Geology

Geology
The 366 daily episodes in 2014 were chronological snapshots of earth history, beginning with the Precambrian in January and on to the Cenozoic in December. You can find them all in the index in the right sidebar. In 2015, the daily episodes for each month were assembled into monthly packages (link in index at right), and a few new episodes were posted from 2015-18. You may be interested in a continuation of this blog on Substack at this location. Thanks for your interest!

Monday, September 1, 2014

September 1. The Mesozoic begins





The three eras of geologic time after the Precambrian are sometimes called the Phanerozoic Eon – that name means “visible life.” The Paleozoic, which ended yesterday, means “ancient life,’ Mesozoic, beginning today, means “middle life,” and the Cenozoic Era, which we’ll cover in December, means “recent life.” This is a good time to repeat my disclaimer that we are NOT going through earth history at a proper scale. If we were, we’d be in the Precambrian until mid-November, and it would be a pretty boring commentary. So I have arbitrarily assigned January to all of the Precambrian, February through August to the periods of the Paleozoic, September, October, and November to the Mesozoic, and December represents the Cenozoic Era. 

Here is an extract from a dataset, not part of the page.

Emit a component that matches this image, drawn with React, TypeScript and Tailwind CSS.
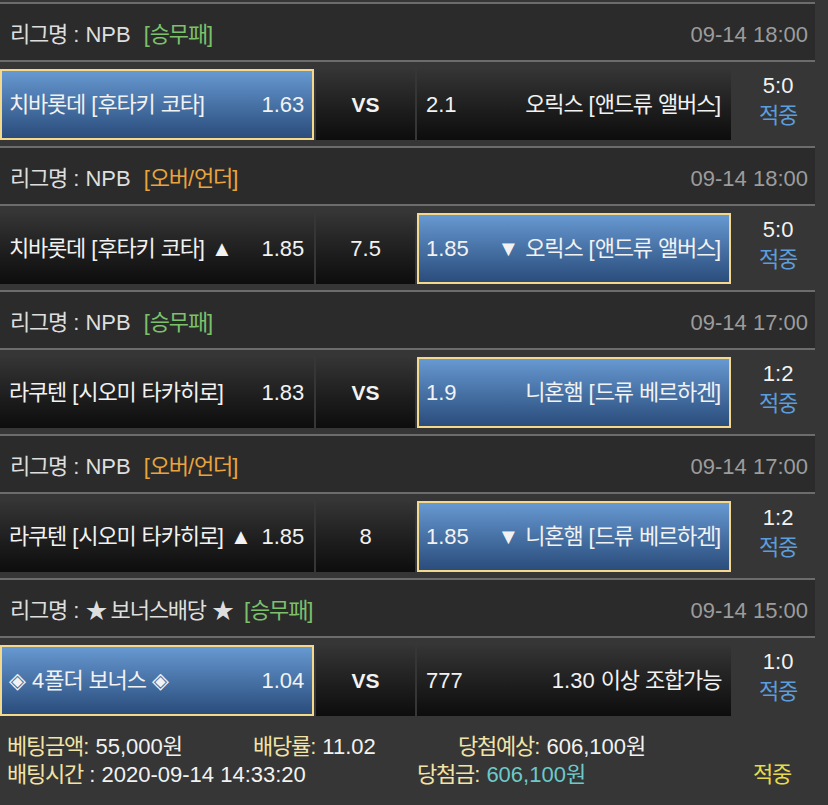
import React from "react";

const SPLIT = /([\uAC00-\uD7A3]+|★)/;

function T({ s }: { s: string }) {
  const parts = s.split(SPLIT);
  return (
    <>
      {parts.map((p, i) =>
        i % 2 === 1 ? (
          <span key={i} className={p === "★" ? "tracking-[-3px]" : "tracking-[-1.2px]"}>
            {p}
          </span>
        ) : (
          <React.Fragment key={i}>{p}</React.Fragment>
        )
      )}
    </>
  );
}

type Group = {
  league: string;
  tag: string;
  tagColor: "green" | "orange";
  date: string;
  home: string;
  homeOdds: string;
  mid: string;
  midBold: boolean;
  away: string;
  awayOdds: string;
  sel: "home" | "away";
  score: string;
};

const groups: Group[] = [
  {
    league: "리그명 : NPB",
    tag: "[승무패]",
    tagColor: "green",
    date: "09-14 18:00",
    home: "치바롯데 [후타키 코타]",
    homeOdds: "1.63",
    mid: "VS",
    midBold: true,
    away: "오릭스 [앤드류 앨버스]",
    awayOdds: "2.1",
    sel: "home",
    score: "5:0",
  },
  {
    league: "리그명 : NPB",
    tag: "[오버/언더]",
    tagColor: "orange",
    date: "09-14 18:00",
    home: "치바롯데 [후타키 코타] ▲",
    homeOdds: "1.85",
    mid: "7.5",
    midBold: false,
    away: "▼ 오릭스 [앤드류 앨버스]",
    awayOdds: "1.85",
    sel: "away",
    score: "5:0",
  },
  {
    league: "리그명 : NPB",
    tag: "[승무패]",
    tagColor: "green",
    date: "09-14 17:00",
    home: "라쿠텐 [시오미 타카히로]",
    homeOdds: "1.83",
    mid: "VS",
    midBold: true,
    away: "니혼햄 [드류 베르하겐]",
    awayOdds: "1.9",
    sel: "away",
    score: "1:2",
  },
  {
    league: "리그명 : NPB",
    tag: "[오버/언더]",
    tagColor: "orange",
    date: "09-14 17:00",
    home: "라쿠텐 [시오미 타카히로] ▲",
    homeOdds: "1.85",
    mid: "8",
    midBold: false,
    away: "▼ 니혼햄 [드류 베르하겐]",
    awayOdds: "1.85",
    sel: "away",
    score: "1:2",
  },
  {
    league: "리그명 : ★ 보너스배당 ★",
    tag: "[승무패]",
    tagColor: "green",
    date: "09-14 15:00",
    home: "◈ 4폴더 보너스 ◈",
    homeOdds: "1.04",
    mid: "VS",
    midBold: true,
    away: "1.30 이상 조합가능",
    awayOdds: "777",
    sel: "home",
    score: "1:0",
  },
];

function cellCls(selected: boolean) {
  return selected
    ? "border-2 border-[#f4d98c] bg-linear-to-b from-[#6799d2] to-[#2a4d7c]"
    : "border-2 border-transparent bg-origin-border bg-linear-to-b from-[#353535] to-[#0d0d0d]";
}

function GroupView({ g }: { g: Group }) {
  return (
    <div>
      <div className="h-[2px] bg-[#6c6c6c]" />
      <div className="h-[56px] bg-[#2b2b2b] flex items-center justify-between pl-[10px] pr-[7px] pt-[5px] leading-[28px]">
        <div className="flex items-center text-[#dedede]">
          <span>
            <T s={g.league} />
          </span>
          <span
            className={
              g.tagColor === "green"
                ? "ml-[13px] text-[#7cc06b]"
                : "ml-[13px] text-[#eaa43c]"
            }
          >
            <T s={g.tag} />
          </span>
        </div>
        <div className="text-[#9c9c9c]">{g.date}</div>
      </div>
      <div className="h-[2px] bg-[#6c6c6c]" />
      <div className="flex gap-[2px] pt-[7px] pb-[6px]">
        <div
          className={`w-[315px] h-[71px] flex items-center justify-between pl-[7px] pr-[8px] text-[#f2f2f2] ${cellCls(
            g.sel === "home"
          )}`}
        >
          <span>
            <T s={g.home} />
          </span>
          <span>{g.homeOdds}</span>
        </div>
        <div
          className={`w-[99px] h-[71px] flex items-center justify-center text-[#f2f2f2] ${cellCls(
            false
          )}`}
        >
          <span className={g.midBold ? "font-bold text-[21px]" : ""}>{g.mid}</span>
        </div>
        <div
          className={`w-[315px] h-[71px] flex items-center justify-between pl-[7px] pr-[8px] text-[#f2f2f2] ${cellCls(
            g.sel === "away"
          )}`}
        >
          <span>{g.awayOdds}</span>
          <span>
            <T s={g.away} />
          </span>
        </div>
        <div className="w-[82px] h-[71px] flex flex-col items-center justify-center pl-[8px] pb-[8px] leading-[30px]">
          <span className="text-[#f2f2f2]">{g.score}</span>
          <span className="text-[#5c9ddb]">
            <T s="적중" />
          </span>
        </div>
      </div>
    </div>
  );
}

export default function App() {
  return (
    <div className="w-[828px] h-[805px] bg-[#363636] pt-[2px] overflow-hidden font-['Liberation_Sans','Noto_Sans_CJK_KR',sans-serif] text-[22px] leading-[28px]">
      <div className="w-[815px]">
        {groups.map((g, i) => (
          <GroupView key={i} g={g} />
        ))}
        <div className="pt-[11px]">
          <div className="flex h-[28px] items-center">
            <div className="w-[253px] pl-[7px]">
              <span className="text-[#f2e3a6]">
                <T s="베팅금액:" />
              </span>
              <span className="text-[#f2f2f2]">
                {" "}
                55,000<T s="원" />
              </span>
            </div>
            <div className="w-[205px]">
              <span className="text-[#f2e3a6]">
                <T s="배당률:" />
              </span>
              <span className="text-[#f2f2f2]"> 11.02</span>
            </div>
            <div>
              <span className="text-[#f2e3a6]">
                <T s="당첨예상:" />
              </span>
              <span className="text-[#f2f2f2]">
                {" "}
                606,100<T s="원" />
              </span>
            </div>
          </div>
          <div className="flex h-[28px] items-center">
            <div className="w-[417px] pl-[7px]">
              <span className="text-[#f2e3a6]">
                <T s="배팅시간" />
              </span>
              <span className="text-[#f2f2f2]"> : 2020-09-14 14:33:20</span>
            </div>
            <div className="w-[336px]">
              <span className="text-[#f2e3a6]">
                <T s="당첨금:" />
              </span>
              <span className="text-[#6ccaca]">
                {" "}
                606,100<T s="원" />
              </span>
            </div>
            <div className="text-[#e8d94c]">
              <T s="적중" />
            </div>
          </div>
        </div>
      </div>
    </div>
  );
}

So today we begin the Mesozoic, sometimes called the Age of Reptiles or the Age of Dinosaurs, but lots of other living things diversified during this time and we’ll try to touch on many of them in the coming three months.

* * *

On September 1, 1923, at two minutes to noon, a massive earthquake shook Tokyo and Yokohama, Japan. Its magnitude is given as 7.9 on the moment magnitude scale, and the estimated death toll was at least 143,000, making it one of the deadliest quakes in history. A strong typhoon hit the area at about the same time – and it has been suggested that the heavy storm surge from the typhoon might have put enough pressure on an already highly stressed fault that it could have triggered the quake – but in any event, the fault must have been ready to break already. Japan sits at the complex boundaries between four tectonic plates – the Pacific, Philippine, Eurasian, and a branch of the North American Plate called the Okhotsk Plate. At Tokyo, the northern point of the oceanic Philippine plate is subducting beneath both Eurasia and this extension of North America – a real mess, tectonically, so it’s not much of a surprise that the area is prone to great earthquakes.